■ Objective ■
Write out the data below in full, unchanged, minus the images.

■ Supplied data ■
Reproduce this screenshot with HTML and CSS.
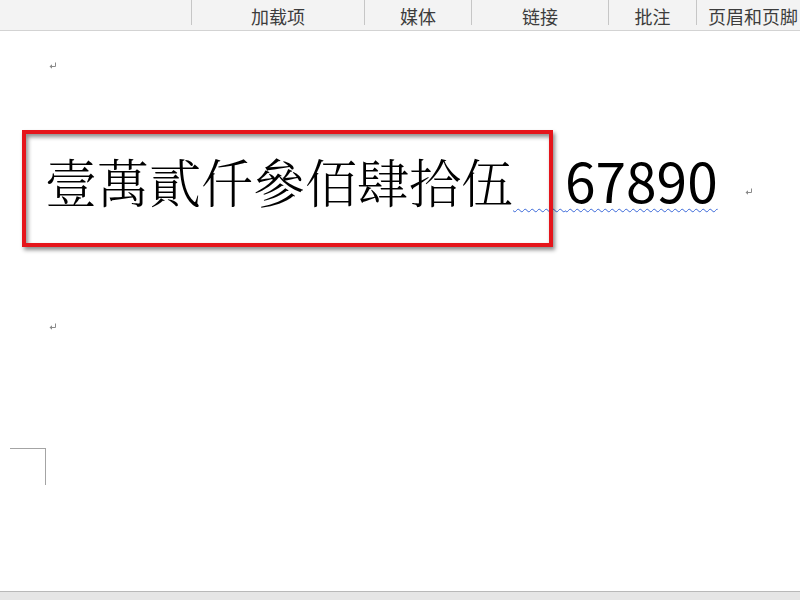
FILE: index.html
```html
<!DOCTYPE html>
<html lang="zh">
<head>
<meta charset="utf-8">
<title>Document</title>
<link rel="stylesheet" href="styles.css">
</head>
<body>
<div class="app">
  <div class="toolbar">
    <div class="tb-spacer"></div>
    <div class="tab t1">加载项</div>
    <div class="tab t2">媒体</div>
    <div class="tab t3">链接</div>
    <div class="tab t4">批注</div>
    <div class="tab t5">页眉和页脚</div>
  </div>
  <div class="doc">
    <div class="para para-empty first">
      <svg class="pmark" width="8" height="7" viewBox="0 0 8 7"><path d="M6.5 0.5 V4.5 H1.5" fill="none" stroke="#8a8a8a" stroke-width="1"/><path d="M0.5 4.5 L3 2.2 V6.8 Z" fill="#8a8a8a"/></svg>
    </div>
    <div class="para main">
      <div class="highlight"></div>
      <span class="cjk">壹萬貳仟參佰肆拾伍</span><span class="err"><span class="cjk">　</span><span class="num">67890</span></span>
      <svg class="pmark pm-main" width="8" height="7" viewBox="0 0 8 7"><path d="M6.5 0.5 V4.5 H1.5" fill="none" stroke="#8a8a8a" stroke-width="1"/><path d="M0.5 4.5 L3 2.2 V6.8 Z" fill="#8a8a8a"/></svg>
    </div>
    <div class="para para-empty second">
      <svg class="pmark" width="8" height="7" viewBox="0 0 8 7"><path d="M6.5 0.5 V4.5 H1.5" fill="none" stroke="#8a8a8a" stroke-width="1"/><path d="M0.5 4.5 L3 2.2 V6.8 Z" fill="#8a8a8a"/></svg>
    </div>
    <div class="corner"></div>
  </div>
  <div class="statusbar"></div>
</div>
</body>
</html>
```
FILE: styles.css
```css
* { box-sizing: border-box; }
html, body { margin: 0; padding: 0; }
body {
  width: 800px;
  height: 600px;
  overflow: hidden;
  background: #ffffff;
  font-family: "Noto Sans CJK SC", "Noto Sans", sans-serif;
}
.app {
  display: flex;
  flex-direction: column;
  height: 600px;
}
.toolbar {
  height: 31px;
  flex: none;
  display: flex;
  background: #f3f3f3;
  border-bottom: 1px solid #d3d3d3;
}
.tb-spacer { width: 191px; flex: none; }
.tab {
  flex: none;
  height: 25px;
  border-left: 1px solid #c6c6c6;
  font-size: 18px;
  line-height: 33px;
  color: #3c3c3c;
  text-align: center;
  white-space: nowrap;
  overflow: visible;
}
.t1 { width: 173px; }
.t2 { width: 107px; }
.t3 { width: 137px; }
.t4 { width: 88px; }
.t5 { width: 104px; text-align: left; padding-left: 11px; }

.doc {
  flex: 1;
  position: relative;
  background: #ffffff;
}
.para { padding-left: 49px; }
.para-empty { height: 10px; display: flex; align-items: flex-start; }
.first { margin-top: 31px; }
.pmark { display: block; }

.main {
  position: relative;
  margin-top: 69px;
  height: 76px;
  padding-left: 45px;
  display: flex;
  align-items: baseline;
  white-space: nowrap;
  color: #000;
}
.cjk {
  font-family: "Noto Serif CJK TC", "Source Han Serif TC", "AR PL UMing TW", "Noto Sans CJK TC", "Noto Sans CJK SC", serif;
  font-size: 52px;
  font-weight: 300;
  line-height: 76px;
}
.err {
  display: inline-flex;
  align-items: baseline;
  text-decoration: underline wavy #3a68d8;
  text-decoration-thickness: 1px;
  text-underline-offset: 5px;
}
.num {
  font-family: "Noto Sans CJK SC", sans-serif;
  font-size: 55px;
  font-weight: 400;
  line-height: 76px;
}
.pm-main { margin-left: 27px; align-self: flex-end; margin-bottom: 22px; }

.highlight {
  position: absolute;
  left: 22px;
  top: -11px;
  width: 531px;
  height: 117px;
  border: 4px solid #e5151b;
  box-shadow: 2px 3px 4px rgba(0,0,0,0.45), inset 2px 3px 4px rgba(0,0,0,0.45);
  pointer-events: none;
}

.second { margin-top: 106px; }

.corner {
  margin-top: 115px;
  margin-left: 10px;
  width: 36px;
  height: 37px;
  border-top: 1px solid #a4a4a4;
  border-right: 1px solid #a4a4a4;
}

.statusbar {
  flex: none;
  height: 9px;
  background: #e6e6e6;
  border-top: 1px solid #b9b9b9;
}
```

■ Finished exercise ■
Reproduce this screenshot with HTML and CSS.
FILE: index.html
```html
<!DOCTYPE html>
<html lang="zh">
<head>
<meta charset="utf-8">
<title>Document</title>
<link rel="stylesheet" href="styles.css">
</head>
<body>
<div class="app">
  <div class="toolbar">
    <div class="tb-spacer"></div>
    <div class="tab t1">加载项</div>
    <div class="tab t2">媒体</div>
    <div class="tab t3">链接</div>
    <div class="tab t4">批注</div>
    <div class="tab t5">页眉和页脚</div>
  </div>
  <div class="doc">
    <div class="para para-empty first">
      <svg class="pmark" width="8" height="7" viewBox="0 0 8 7"><path d="M6.5 0.5 V4.5 H1.5" fill="none" stroke="#8a8a8a" stroke-width="1"/><path d="M0.5 4.5 L3 2.2 V6.8 Z" fill="#8a8a8a"/></svg>
    </div>
    <div class="para main">
      <div class="highlight"></div>
      <span class="cjk">壹萬貳仟參佰肆拾伍</span><span class="err"><span class="cjk">　</span><span class="num">67890</span></span>
      <svg class="pmark pm-main" width="8" height="7" viewBox="0 0 8 7"><path d="M6.5 0.5 V4.5 H1.5" fill="none" stroke="#8a8a8a" stroke-width="1"/><path d="M0.5 4.5 L3 2.2 V6.8 Z" fill="#8a8a8a"/></svg>
    </div>
    <div class="para para-empty second">
      <svg class="pmark" width="8" height="7" viewBox="0 0 8 7"><path d="M6.5 0.5 V4.5 H1.5" fill="none" stroke="#8a8a8a" stroke-width="1"/><path d="M0.5 4.5 L3 2.2 V6.8 Z" fill="#8a8a8a"/></svg>
    </div>
    <div class="corner"></div>
  </div>
  <div class="statusbar"></div>
</div>
</body>
</html>
```
FILE: styles.css
```css
* { box-sizing: border-box; }
html, body { margin: 0; padding: 0; }
body {
  width: 800px;
  height: 600px;
  overflow: hidden;
  background: #ffffff;
  font-family: "Noto Sans CJK SC", "Noto Sans", sans-serif;
}
.app {
  display: flex;
  flex-direction: column;
  height: 600px;
}
.toolbar {
  height: 31px;
  flex: none;
  display: flex;
  background: #f3f3f3;
  border-bottom: 1px solid #d3d3d3;
}
.tb-spacer { width: 191px; flex: none; }
.tab {
  flex: none;
  height: 25px;
  border-left: 1px solid #c6c6c6;
  font-size: 18px;
  line-height: 33px;
  color: #3c3c3c;
  text-align: center;
  white-space: nowrap;
  overflow: visible;
}
.t1 { width: 173px; }
.t2 { width: 107px; }
.t3 { width: 137px; }
.t4 { width: 88px; }
.t5 { width: 104px; text-align: left; padding-left: 11px; }

.doc {
  flex: 1;
  position: relative;
  background: #ffffff;
}
.para { padding-left: 49px; }
.para-empty { height: 10px; display: flex; align-items: flex-start; }
.first { margin-top: 31px; }
.pmark { display: block; }

.main {
  position: relative;
  margin-top: 69px;
  height: 76px;
  padding-left: 45px;
  display: flex;
  align-items: baseline;
  white-space: nowrap;
  color: #000;
}
.cjk {
  font-family: "Noto Serif CJK TC", "Source Han Serif TC", "AR PL UMing TW", "Noto Sans CJK TC", "Noto Sans CJK SC", serif;
  font-size: 52px;
  font-weight: 300;
  line-height: 76px;
}
.err {
  display: inline-flex;
  align-items: baseline;
  text-decoration: underline wavy #3a68d8;
  text-decoration-thickness: 1px;
  text-underline-offset: 5px;
}
.num {
  font-family: "Noto Sans CJK SC", sans-serif;
  font-size: 55px;
  font-weight: 400;
  line-height: 76px;
}
.pm-main { margin-left: 27px; align-self: flex-end; margin-bottom: 22px; }

.highlight {
  position: absolute;
  left: 22px;
  top: -11px;
  width: 531px;
  height: 117px;
  border: 4px solid #e5151b;
  box-shadow: 2px 3px 4px rgba(0,0,0,0.45), inset 2px 3px 4px rgba(0,0,0,0.45);
  pointer-events: none;
}

.second { margin-top: 106px; }

.corner {
  margin-top: 115px;
  margin-left: 10px;
  width: 36px;
  height: 37px;
  border-top: 1px solid #a4a4a4;
  border-right: 1px solid #a4a4a4;
}

.statusbar {
  flex: none;
  height: 9px;
  background: #e6e6e6;
  border-top: 1px solid #b9b9b9;
}
```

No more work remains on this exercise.